-- Exercise materials start --

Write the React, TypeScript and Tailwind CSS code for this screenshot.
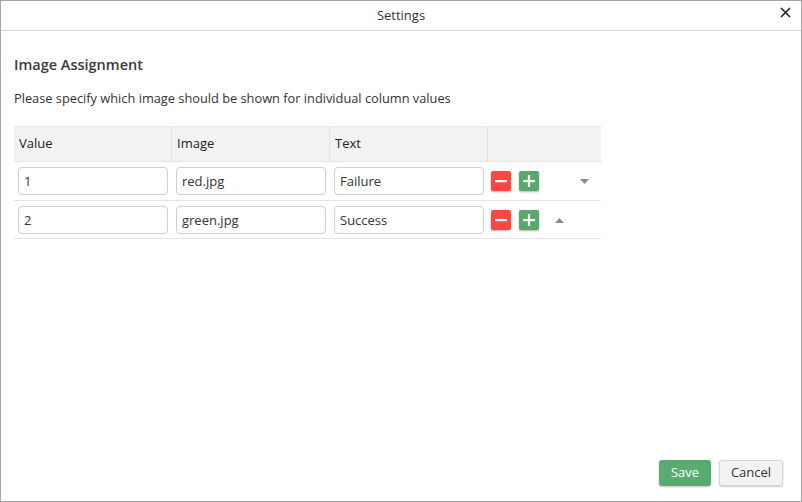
import * as React from "react";

const rows = [
  { value: "1", image: "red.jpg", text: "Failure", arrow: "down" },
  { value: "2", image: "green.jpg", text: "Success", arrow: "up" },
];

function Minus() {
  return (
    <svg width="12" height="12" viewBox="0 0 12 12">
      <rect x="0" y="5" width="12" height="2.2" fill="white" />
    </svg>
  );
}

function Plus() {
  return (
    <svg width="12" height="12" viewBox="0 0 12 12">
      <rect x="0" y="5" width="12" height="2.2" fill="white" />
      <rect x="4.9" y="0" width="2.2" height="12" fill="white" />
    </svg>
  );
}

function Field({ value }: { value: string }) {
  return (
    <input
      readOnly
      value={value}
      className="w-[150px] h-[28px] border border-[#cfcfcf] rounded-[4px] px-[5px] text-[13px] text-[#333] bg-white outline-none"
    />
  );
}

export default function App() {
  return (
    <div
      className="w-[802px] h-[502px] bg-white border border-[#a6a6a6] flex flex-col text-[#333]"
      style={{ fontFamily: '"Open Sans", "Liberation Sans", sans-serif' }}
    >
      <div className="h-[30px] border-b border-[#d4d4d4] flex items-center justify-center relative shrink-0">
        <span className="text-[13px] text-[#333]">Settings</span>
        <button className="absolute right-[10px] top-[6px] text-[#222]">
          <svg width="11" height="11" viewBox="0 0 11 11">
            <path d="M1 1L10 10M10 1L1 10" stroke="#222" strokeWidth="1.6" />
          </svg>
        </button>
      </div>

      <div className="flex-1 flex flex-col px-[13px]">
        <div className="mt-[24px] text-[14.5px] font-semibold leading-[20px] text-[#3a3a3a]">Image Assignment</div>
        <div className="mt-[14px] text-[12.8px] leading-[18px] text-[#333]">
          Please specify which image should be shown for individual column values
        </div>

        <div className="mt-[19px] w-[587px]">
          <div className="grid grid-cols-[158px_158px_158px_113px] h-[35px] bg-[#f3f3f3] border-t border-[#e8e8e8]">
            {["Value", "Image", "Text", ""].map((h, i) => (
              <div
                key={i}
                className={
                  "flex items-center px-[5px] text-[13px] text-[#222] " +
                  (i < 3 ? "border-r border-[#e3e3e3]" : "")
                }
              >
                {h}
              </div>
            ))}
          </div>
          {rows.map((r, idx) => (
            <div
              key={idx}
              className="grid grid-cols-[158px_158px_158px_59px_54px] h-[39px] border-t border-[#e5e5e5] last:border-b"
            >
              <div className="pl-[4px] pt-[5px]">
                <Field value={r.value} />
              </div>
              <div className="pl-[4px] pt-[5px]">
                <Field value={r.image} />
              </div>
              <div className="pl-[4px] pt-[5px]">
                <Field value={r.text} />
              </div>
              <div className="flex items-start gap-[8px] pl-[3px] pt-[9px]">
                <button className="w-[20px] h-[20px] rounded-[2px] bg-[#fc4646] flex items-center justify-center shadow-[0_1px_2px_rgba(0,0,0,0.3)]">
                  <Minus />
                </button>
                <button className="w-[20px] h-[20px] rounded-[2px] bg-[#57a96c] flex items-center justify-center shadow-[0_1px_2px_rgba(0,0,0,0.3)]">
                  <Plus />
                </button>
              </div>
              <div className="relative">
                {r.arrow === "down" ? (
                  <svg className="absolute left-[33px] top-[17px]" width="9" height="5" viewBox="0 0 9 5">
                    <path d="M0 0H9L4.5 5Z" fill="#8a8a8a" />
                  </svg>
                ) : (
                  <svg className="absolute left-[8px] top-[17px]" width="9" height="5" viewBox="0 0 9 5">
                    <path d="M0 5H9L4.5 0Z" fill="#8a8a8a" />
                  </svg>
                )}
              </div>
            </div>
          ))}
        </div>

        <div className="flex-1" />

        <div className="flex justify-end gap-[8px] pr-[5px] pb-[15px]">
          <button className="h-[26px] w-[52px] rounded-[3px] bg-[#5aab6f] text-white text-[13px] shadow-[0_1px_2px_rgba(0,0,0,0.25)]">
            Save
          </button>
          <button className="h-[26px] w-[64px] rounded-[3px] bg-[#f3f3f3] border border-[#d6d6d6] text-[#333] text-[13px] shadow-[0_1px_2px_rgba(0,0,0,0.2)]">
            Cancel
          </button>
        </div>
      </div>
    </div>
  );
}
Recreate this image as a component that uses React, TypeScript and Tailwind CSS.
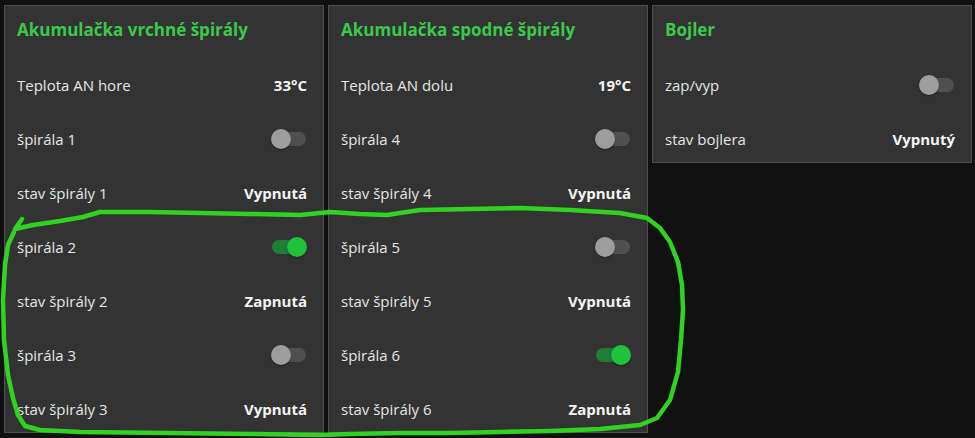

-- Exercise materials end --

Aim – Transcribe the listing in full and omit the pictures.

Final answer –
Write the React, TypeScript and Tailwind CSS code for this screenshot.
import * as React from "react";

const rows = [
  { value: "1", image: "red.jpg", text: "Failure", arrow: "down" },
  { value: "2", image: "green.jpg", text: "Success", arrow: "up" },
];

function Minus() {
  return (
    <svg width="12" height="12" viewBox="0 0 12 12">
      <rect x="0" y="5" width="12" height="2.2" fill="white" />
    </svg>
  );
}

function Plus() {
  return (
    <svg width="12" height="12" viewBox="0 0 12 12">
      <rect x="0" y="5" width="12" height="2.2" fill="white" />
      <rect x="4.9" y="0" width="2.2" height="12" fill="white" />
    </svg>
  );
}

function Field({ value }: { value: string }) {
  return (
    <input
      readOnly
      value={value}
      className="w-[150px] h-[28px] border border-[#cfcfcf] rounded-[4px] px-[5px] text-[13px] text-[#333] bg-white outline-none"
    />
  );
}

export default function App() {
  return (
    <div
      className="w-[802px] h-[502px] bg-white border border-[#a6a6a6] flex flex-col text-[#333]"
      style={{ fontFamily: '"Open Sans", "Liberation Sans", sans-serif' }}
    >
      <div className="h-[30px] border-b border-[#d4d4d4] flex items-center justify-center relative shrink-0">
        <span className="text-[13px] text-[#333]">Settings</span>
        <button className="absolute right-[10px] top-[6px] text-[#222]">
          <svg width="11" height="11" viewBox="0 0 11 11">
            <path d="M1 1L10 10M10 1L1 10" stroke="#222" strokeWidth="1.6" />
          </svg>
        </button>
      </div>

      <div className="flex-1 flex flex-col px-[13px]">
        <div className="mt-[24px] text-[14.5px] font-semibold leading-[20px] text-[#3a3a3a]">Image Assignment</div>
        <div className="mt-[14px] text-[12.8px] leading-[18px] text-[#333]">
          Please specify which image should be shown for individual column values
        </div>

        <div className="mt-[19px] w-[587px]">
          <div className="grid grid-cols-[158px_158px_158px_113px] h-[35px] bg-[#f3f3f3] border-t border-[#e8e8e8]">
            {["Value", "Image", "Text", ""].map((h, i) => (
              <div
                key={i}
                className={
                  "flex items-center px-[5px] text-[13px] text-[#222] " +
                  (i < 3 ? "border-r border-[#e3e3e3]" : "")
                }
              >
                {h}
              </div>
            ))}
          </div>
          {rows.map((r, idx) => (
            <div
              key={idx}
              className="grid grid-cols-[158px_158px_158px_59px_54px] h-[39px] border-t border-[#e5e5e5] last:border-b"
            >
              <div className="pl-[4px] pt-[5px]">
                <Field value={r.value} />
              </div>
              <div className="pl-[4px] pt-[5px]">
                <Field value={r.image} />
              </div>
              <div className="pl-[4px] pt-[5px]">
                <Field value={r.text} />
              </div>
              <div className="flex items-start gap-[8px] pl-[3px] pt-[9px]">
                <button className="w-[20px] h-[20px] rounded-[2px] bg-[#fc4646] flex items-center justify-center shadow-[0_1px_2px_rgba(0,0,0,0.3)]">
                  <Minus />
                </button>
                <button className="w-[20px] h-[20px] rounded-[2px] bg-[#57a96c] flex items-center justify-center shadow-[0_1px_2px_rgba(0,0,0,0.3)]">
                  <Plus />
                </button>
              </div>
              <div className="relative">
                {r.arrow === "down" ? (
                  <svg className="absolute left-[33px] top-[17px]" width="9" height="5" viewBox="0 0 9 5">
                    <path d="M0 0H9L4.5 5Z" fill="#8a8a8a" />
                  </svg>
                ) : (
                  <svg className="absolute left-[8px] top-[17px]" width="9" height="5" viewBox="0 0 9 5">
                    <path d="M0 5H9L4.5 0Z" fill="#8a8a8a" />
                  </svg>
                )}
              </div>
            </div>
          ))}
        </div>

        <div className="flex-1" />

        <div className="flex justify-end gap-[8px] pr-[5px] pb-[15px]">
          <button className="h-[26px] w-[52px] rounded-[3px] bg-[#5aab6f] text-white text-[13px] shadow-[0_1px_2px_rgba(0,0,0,0.25)]">
            Save
          </button>
          <button className="h-[26px] w-[64px] rounded-[3px] bg-[#f3f3f3] border border-[#d6d6d6] text-[#333] text-[13px] shadow-[0_1px_2px_rgba(0,0,0,0.2)]">
            Cancel
          </button>
        </div>
      </div>
    </div>
  );
}
Recreate this image as a component that uses React, TypeScript and Tailwind CSS.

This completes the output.